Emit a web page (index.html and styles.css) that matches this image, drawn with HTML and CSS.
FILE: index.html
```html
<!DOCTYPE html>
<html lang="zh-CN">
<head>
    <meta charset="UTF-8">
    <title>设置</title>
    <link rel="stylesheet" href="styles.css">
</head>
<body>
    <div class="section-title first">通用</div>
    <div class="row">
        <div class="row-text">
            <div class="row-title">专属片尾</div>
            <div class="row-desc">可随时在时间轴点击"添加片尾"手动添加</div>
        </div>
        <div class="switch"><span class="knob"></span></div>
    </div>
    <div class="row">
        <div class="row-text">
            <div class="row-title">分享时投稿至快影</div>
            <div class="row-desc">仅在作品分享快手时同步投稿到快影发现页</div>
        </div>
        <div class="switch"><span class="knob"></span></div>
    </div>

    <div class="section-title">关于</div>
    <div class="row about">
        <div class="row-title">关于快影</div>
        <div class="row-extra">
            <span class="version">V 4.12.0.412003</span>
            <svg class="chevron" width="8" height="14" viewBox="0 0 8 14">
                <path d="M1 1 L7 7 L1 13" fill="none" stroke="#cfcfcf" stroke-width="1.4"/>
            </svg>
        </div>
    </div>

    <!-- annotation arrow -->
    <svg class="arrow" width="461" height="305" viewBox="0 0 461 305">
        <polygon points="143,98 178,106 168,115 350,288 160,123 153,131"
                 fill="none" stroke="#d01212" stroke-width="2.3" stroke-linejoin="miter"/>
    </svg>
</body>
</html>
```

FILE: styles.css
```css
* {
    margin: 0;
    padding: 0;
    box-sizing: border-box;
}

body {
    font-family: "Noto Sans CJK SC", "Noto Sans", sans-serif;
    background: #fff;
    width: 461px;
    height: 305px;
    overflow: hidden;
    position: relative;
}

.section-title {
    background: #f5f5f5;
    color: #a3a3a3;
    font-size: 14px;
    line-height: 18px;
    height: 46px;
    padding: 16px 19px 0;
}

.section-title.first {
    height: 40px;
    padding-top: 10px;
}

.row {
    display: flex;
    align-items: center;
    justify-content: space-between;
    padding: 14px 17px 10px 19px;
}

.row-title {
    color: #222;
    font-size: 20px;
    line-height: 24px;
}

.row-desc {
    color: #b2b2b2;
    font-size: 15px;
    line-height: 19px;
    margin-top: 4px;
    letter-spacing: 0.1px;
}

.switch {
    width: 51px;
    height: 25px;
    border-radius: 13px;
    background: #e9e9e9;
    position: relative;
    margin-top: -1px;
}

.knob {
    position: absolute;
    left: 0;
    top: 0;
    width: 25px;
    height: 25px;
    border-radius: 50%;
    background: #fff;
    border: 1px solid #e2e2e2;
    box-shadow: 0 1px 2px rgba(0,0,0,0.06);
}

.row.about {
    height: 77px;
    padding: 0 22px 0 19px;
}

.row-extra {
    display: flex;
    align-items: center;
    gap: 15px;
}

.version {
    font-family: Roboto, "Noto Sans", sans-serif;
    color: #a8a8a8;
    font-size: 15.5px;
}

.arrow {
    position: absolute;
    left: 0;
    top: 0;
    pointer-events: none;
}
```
* * *
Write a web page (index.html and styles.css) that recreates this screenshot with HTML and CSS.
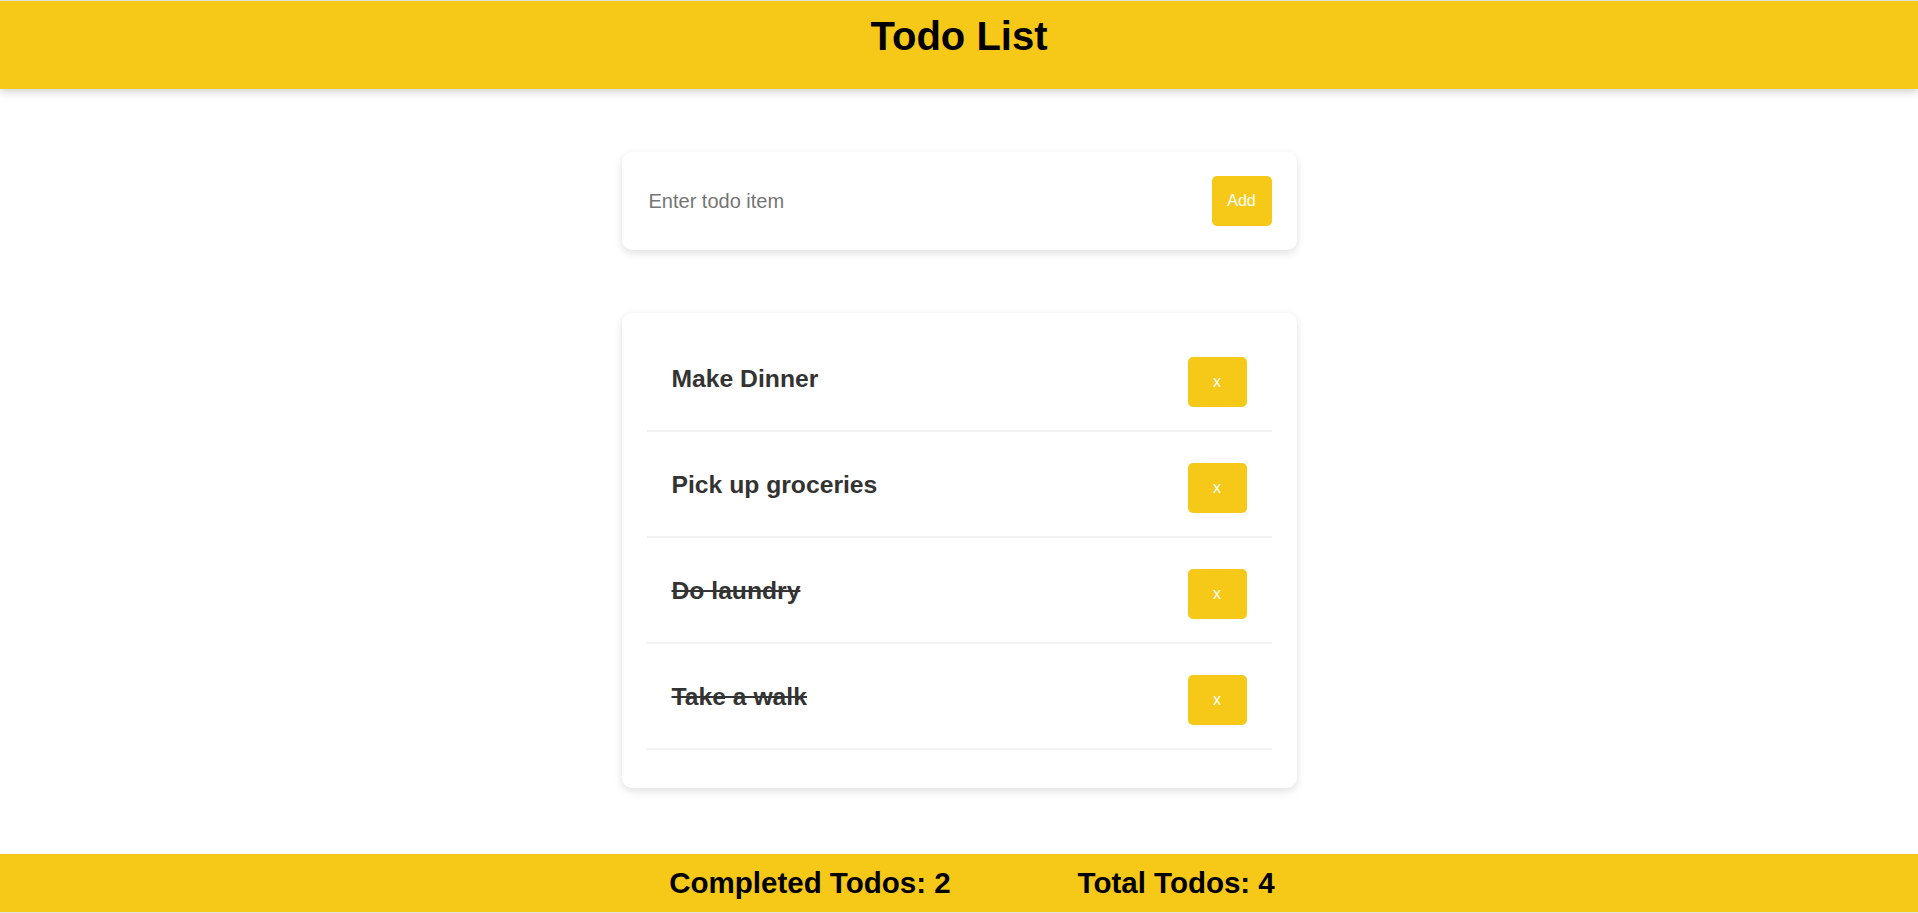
---
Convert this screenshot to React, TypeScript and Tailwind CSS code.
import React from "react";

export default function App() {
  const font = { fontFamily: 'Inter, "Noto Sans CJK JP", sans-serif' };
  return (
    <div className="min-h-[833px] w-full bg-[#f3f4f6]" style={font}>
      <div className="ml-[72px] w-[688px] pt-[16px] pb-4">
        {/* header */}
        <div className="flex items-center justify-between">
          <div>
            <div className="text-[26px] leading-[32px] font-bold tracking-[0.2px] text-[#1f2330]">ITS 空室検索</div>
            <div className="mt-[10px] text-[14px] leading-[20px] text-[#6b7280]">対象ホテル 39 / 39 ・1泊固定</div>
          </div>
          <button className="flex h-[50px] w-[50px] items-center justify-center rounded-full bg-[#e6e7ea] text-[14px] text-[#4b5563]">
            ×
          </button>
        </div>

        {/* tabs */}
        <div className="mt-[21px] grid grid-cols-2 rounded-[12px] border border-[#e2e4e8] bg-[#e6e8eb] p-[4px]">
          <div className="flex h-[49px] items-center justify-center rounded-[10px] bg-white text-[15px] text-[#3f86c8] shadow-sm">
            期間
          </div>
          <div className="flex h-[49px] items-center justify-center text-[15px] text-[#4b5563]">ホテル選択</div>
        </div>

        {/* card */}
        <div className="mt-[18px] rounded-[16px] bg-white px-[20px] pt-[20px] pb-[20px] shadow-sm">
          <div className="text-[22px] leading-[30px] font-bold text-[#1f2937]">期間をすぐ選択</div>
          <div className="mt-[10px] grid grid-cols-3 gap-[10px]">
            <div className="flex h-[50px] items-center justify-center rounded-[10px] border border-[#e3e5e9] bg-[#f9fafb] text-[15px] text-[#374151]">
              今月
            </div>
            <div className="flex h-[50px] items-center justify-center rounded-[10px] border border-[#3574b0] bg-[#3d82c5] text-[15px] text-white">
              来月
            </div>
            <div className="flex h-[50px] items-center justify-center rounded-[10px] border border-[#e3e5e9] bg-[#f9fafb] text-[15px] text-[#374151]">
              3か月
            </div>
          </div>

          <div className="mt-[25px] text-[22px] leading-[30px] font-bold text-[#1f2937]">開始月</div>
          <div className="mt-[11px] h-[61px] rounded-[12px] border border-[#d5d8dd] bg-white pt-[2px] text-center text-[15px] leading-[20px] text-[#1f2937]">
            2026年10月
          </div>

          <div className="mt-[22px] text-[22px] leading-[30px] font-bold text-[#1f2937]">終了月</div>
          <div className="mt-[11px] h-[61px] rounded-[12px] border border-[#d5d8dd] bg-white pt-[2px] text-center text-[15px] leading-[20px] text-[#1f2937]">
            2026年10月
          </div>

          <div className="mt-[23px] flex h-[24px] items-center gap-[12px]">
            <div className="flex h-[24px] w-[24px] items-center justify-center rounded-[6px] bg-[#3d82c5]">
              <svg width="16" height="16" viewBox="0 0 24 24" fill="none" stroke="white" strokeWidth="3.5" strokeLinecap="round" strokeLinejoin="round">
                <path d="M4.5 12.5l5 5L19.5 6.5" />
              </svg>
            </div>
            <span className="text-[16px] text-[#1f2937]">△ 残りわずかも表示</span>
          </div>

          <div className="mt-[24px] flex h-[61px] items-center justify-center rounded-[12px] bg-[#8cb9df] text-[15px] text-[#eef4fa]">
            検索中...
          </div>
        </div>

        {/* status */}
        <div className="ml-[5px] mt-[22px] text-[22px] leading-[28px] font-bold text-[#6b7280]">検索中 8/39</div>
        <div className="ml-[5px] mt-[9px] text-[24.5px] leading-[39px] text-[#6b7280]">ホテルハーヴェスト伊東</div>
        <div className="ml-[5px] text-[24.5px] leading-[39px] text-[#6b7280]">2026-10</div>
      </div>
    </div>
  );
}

▸ **Short task**
Count every line above that holds the string "with" and give the total, nothing more.

▸ **Task output**
2